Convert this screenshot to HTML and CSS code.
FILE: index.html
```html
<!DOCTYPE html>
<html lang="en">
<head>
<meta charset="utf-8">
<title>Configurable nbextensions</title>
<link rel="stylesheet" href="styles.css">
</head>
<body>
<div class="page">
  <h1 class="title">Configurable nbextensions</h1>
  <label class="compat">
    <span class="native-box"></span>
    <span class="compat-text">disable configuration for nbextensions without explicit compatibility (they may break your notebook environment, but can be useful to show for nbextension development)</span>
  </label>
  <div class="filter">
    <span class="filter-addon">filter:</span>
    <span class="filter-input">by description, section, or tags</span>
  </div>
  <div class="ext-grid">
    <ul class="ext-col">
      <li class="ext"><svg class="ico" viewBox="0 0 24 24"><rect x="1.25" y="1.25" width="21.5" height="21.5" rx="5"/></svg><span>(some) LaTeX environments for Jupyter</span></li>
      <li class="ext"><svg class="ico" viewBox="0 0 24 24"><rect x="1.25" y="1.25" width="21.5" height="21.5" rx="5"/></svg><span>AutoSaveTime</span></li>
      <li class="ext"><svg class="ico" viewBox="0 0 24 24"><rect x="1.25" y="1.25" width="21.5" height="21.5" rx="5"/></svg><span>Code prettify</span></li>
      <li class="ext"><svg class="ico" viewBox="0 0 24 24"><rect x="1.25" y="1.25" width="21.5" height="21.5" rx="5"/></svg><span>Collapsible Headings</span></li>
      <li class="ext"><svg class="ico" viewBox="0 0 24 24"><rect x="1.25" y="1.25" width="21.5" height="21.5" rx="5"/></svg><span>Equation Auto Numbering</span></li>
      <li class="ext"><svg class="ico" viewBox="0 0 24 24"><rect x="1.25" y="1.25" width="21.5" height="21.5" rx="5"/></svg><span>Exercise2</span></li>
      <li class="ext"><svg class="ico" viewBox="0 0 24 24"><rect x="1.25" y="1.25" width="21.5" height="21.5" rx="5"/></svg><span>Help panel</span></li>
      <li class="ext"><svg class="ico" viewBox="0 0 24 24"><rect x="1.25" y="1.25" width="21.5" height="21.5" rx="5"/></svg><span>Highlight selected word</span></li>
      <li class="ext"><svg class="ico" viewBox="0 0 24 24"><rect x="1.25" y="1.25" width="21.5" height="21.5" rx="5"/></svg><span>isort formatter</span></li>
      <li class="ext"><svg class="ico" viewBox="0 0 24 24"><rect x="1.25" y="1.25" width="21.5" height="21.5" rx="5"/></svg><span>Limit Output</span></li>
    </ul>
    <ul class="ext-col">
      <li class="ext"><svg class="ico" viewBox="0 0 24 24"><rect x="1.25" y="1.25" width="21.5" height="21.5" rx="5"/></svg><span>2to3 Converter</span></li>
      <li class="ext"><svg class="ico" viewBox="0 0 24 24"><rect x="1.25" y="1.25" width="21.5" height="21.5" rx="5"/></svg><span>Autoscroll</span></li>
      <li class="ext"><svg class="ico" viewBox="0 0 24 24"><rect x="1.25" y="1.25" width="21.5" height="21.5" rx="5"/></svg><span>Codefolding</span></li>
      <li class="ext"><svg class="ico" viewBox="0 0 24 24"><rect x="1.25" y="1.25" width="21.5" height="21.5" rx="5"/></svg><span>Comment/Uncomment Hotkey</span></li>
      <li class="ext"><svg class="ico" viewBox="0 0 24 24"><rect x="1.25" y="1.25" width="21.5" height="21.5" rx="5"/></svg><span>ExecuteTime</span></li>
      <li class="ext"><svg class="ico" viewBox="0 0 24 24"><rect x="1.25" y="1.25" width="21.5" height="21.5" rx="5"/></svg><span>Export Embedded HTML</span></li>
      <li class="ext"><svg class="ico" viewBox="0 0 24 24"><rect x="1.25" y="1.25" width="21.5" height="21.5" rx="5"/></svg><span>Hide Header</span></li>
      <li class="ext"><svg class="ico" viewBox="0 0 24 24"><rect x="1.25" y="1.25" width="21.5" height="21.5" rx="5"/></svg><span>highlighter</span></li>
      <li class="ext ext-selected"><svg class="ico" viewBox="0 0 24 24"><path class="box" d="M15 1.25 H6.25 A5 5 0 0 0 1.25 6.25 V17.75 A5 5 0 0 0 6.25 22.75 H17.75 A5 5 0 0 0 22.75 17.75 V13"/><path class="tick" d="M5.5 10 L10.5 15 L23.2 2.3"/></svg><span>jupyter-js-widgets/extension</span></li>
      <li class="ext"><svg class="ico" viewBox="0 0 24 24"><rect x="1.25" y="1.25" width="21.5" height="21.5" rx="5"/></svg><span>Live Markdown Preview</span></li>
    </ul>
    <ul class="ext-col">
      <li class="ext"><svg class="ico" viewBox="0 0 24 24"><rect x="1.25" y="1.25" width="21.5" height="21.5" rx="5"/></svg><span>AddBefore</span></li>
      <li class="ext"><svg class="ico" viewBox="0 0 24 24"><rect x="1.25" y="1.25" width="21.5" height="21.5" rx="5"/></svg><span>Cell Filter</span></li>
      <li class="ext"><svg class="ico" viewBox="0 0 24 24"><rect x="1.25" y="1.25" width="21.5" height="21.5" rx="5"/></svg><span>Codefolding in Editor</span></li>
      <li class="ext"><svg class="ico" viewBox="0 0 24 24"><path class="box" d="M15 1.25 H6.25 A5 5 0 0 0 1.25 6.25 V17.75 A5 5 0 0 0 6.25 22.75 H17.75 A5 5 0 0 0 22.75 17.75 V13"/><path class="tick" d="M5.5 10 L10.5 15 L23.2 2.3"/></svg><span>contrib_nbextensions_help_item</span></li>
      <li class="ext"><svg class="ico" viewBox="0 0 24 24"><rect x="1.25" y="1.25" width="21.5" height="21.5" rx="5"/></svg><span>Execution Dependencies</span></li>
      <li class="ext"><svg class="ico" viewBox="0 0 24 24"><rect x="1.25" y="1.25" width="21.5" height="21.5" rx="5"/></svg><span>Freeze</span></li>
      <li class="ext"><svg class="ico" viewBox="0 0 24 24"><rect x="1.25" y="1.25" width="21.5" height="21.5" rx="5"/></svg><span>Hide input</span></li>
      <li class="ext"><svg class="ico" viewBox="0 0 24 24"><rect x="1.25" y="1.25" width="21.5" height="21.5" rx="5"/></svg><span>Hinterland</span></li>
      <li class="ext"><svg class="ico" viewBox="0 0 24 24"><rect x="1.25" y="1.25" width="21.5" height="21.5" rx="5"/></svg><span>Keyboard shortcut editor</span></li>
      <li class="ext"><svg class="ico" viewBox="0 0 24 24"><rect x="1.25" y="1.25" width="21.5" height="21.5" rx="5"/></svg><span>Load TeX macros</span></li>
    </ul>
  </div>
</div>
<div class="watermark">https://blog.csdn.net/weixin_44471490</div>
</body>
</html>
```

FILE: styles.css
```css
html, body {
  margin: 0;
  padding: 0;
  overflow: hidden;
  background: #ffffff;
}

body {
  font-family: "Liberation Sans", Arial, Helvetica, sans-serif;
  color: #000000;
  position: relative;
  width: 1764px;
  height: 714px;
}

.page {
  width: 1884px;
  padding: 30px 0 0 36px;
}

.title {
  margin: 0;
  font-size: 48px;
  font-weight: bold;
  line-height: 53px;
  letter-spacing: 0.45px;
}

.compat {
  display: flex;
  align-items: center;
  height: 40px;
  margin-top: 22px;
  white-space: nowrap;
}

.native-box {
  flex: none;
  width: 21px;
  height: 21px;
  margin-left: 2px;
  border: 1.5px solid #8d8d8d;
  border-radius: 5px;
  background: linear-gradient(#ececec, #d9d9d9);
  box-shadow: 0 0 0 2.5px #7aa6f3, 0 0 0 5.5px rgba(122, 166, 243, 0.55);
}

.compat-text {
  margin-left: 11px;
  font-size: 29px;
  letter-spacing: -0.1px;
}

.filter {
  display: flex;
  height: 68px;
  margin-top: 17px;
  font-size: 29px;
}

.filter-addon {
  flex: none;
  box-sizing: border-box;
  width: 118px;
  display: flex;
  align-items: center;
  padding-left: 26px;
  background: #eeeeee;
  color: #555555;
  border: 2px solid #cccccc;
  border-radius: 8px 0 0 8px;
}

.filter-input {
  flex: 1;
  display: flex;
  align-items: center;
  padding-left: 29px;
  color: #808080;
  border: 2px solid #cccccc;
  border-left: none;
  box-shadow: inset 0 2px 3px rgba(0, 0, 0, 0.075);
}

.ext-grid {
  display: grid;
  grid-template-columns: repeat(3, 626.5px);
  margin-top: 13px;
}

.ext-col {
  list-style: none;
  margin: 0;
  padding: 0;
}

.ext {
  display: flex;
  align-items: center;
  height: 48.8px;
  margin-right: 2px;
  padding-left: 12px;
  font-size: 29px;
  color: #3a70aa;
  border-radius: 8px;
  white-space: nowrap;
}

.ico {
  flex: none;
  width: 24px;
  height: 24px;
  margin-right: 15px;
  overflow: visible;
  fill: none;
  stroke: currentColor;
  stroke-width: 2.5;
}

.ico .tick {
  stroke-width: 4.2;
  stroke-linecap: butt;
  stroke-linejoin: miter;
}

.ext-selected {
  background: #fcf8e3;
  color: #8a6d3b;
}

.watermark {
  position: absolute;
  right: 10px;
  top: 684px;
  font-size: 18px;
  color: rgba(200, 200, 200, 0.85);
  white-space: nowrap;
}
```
* * *
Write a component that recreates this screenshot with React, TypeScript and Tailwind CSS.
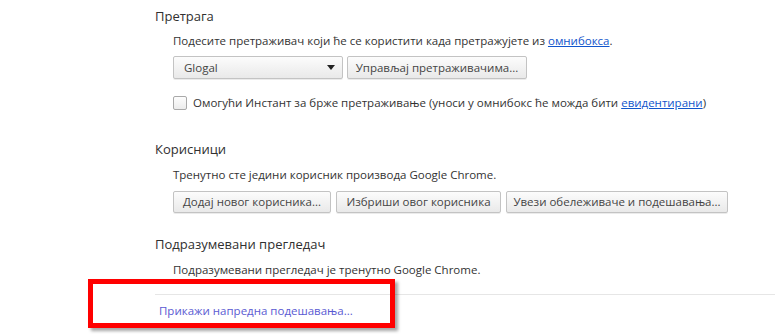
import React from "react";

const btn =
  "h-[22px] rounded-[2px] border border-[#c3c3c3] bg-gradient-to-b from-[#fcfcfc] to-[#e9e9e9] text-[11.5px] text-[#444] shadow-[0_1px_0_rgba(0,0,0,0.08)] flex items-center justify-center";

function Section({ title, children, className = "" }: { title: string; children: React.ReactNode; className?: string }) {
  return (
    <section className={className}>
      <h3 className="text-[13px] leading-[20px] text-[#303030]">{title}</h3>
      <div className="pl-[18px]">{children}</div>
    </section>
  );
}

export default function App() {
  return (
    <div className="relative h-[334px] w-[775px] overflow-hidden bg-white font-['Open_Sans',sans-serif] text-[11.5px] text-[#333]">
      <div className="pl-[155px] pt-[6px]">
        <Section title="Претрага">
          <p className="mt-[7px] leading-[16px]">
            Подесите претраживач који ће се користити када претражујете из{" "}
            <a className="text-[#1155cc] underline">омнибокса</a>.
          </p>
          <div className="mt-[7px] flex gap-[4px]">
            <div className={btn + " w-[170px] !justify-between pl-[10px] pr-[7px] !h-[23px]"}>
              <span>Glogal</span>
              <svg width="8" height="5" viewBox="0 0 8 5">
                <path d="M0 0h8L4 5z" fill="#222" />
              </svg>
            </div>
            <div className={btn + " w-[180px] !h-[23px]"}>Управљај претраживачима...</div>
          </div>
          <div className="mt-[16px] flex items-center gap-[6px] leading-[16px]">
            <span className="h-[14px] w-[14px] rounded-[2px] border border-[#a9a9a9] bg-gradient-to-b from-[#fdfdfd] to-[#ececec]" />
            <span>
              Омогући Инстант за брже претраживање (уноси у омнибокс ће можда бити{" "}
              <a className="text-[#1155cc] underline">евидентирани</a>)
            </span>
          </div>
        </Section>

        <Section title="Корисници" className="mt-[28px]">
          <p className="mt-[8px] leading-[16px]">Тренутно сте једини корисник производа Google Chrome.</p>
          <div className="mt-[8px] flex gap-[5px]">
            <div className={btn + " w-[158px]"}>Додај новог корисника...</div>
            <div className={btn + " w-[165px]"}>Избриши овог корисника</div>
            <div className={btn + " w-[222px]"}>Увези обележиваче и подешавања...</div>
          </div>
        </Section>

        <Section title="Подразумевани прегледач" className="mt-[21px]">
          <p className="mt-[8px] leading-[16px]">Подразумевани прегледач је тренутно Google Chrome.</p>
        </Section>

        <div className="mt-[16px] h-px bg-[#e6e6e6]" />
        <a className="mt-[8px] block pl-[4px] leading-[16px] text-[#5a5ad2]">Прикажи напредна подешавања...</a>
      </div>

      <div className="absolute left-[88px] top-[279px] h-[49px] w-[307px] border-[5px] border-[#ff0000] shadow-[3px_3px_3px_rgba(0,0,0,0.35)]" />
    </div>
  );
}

Work required. All lines above from the one containing "Write a component" through the one containing "rounded-[2px] border border-[#c3c3c3]" are to be quoted exactly, and only those; pictures are left out.

Finished exercise.
Write a component that recreates this screenshot with React, TypeScript and Tailwind CSS.
import React from "react";

const btn =
  "h-[22px] rounded-[2px] border border-[#c3c3c3] bg-gradient-to-b from-[#fcfcfc] to-[#e9e9e9] text-[11.5px] text-[#444] shadow-[0_1px_0_rgba(0,0,0,0.08)] flex items-center justify-center";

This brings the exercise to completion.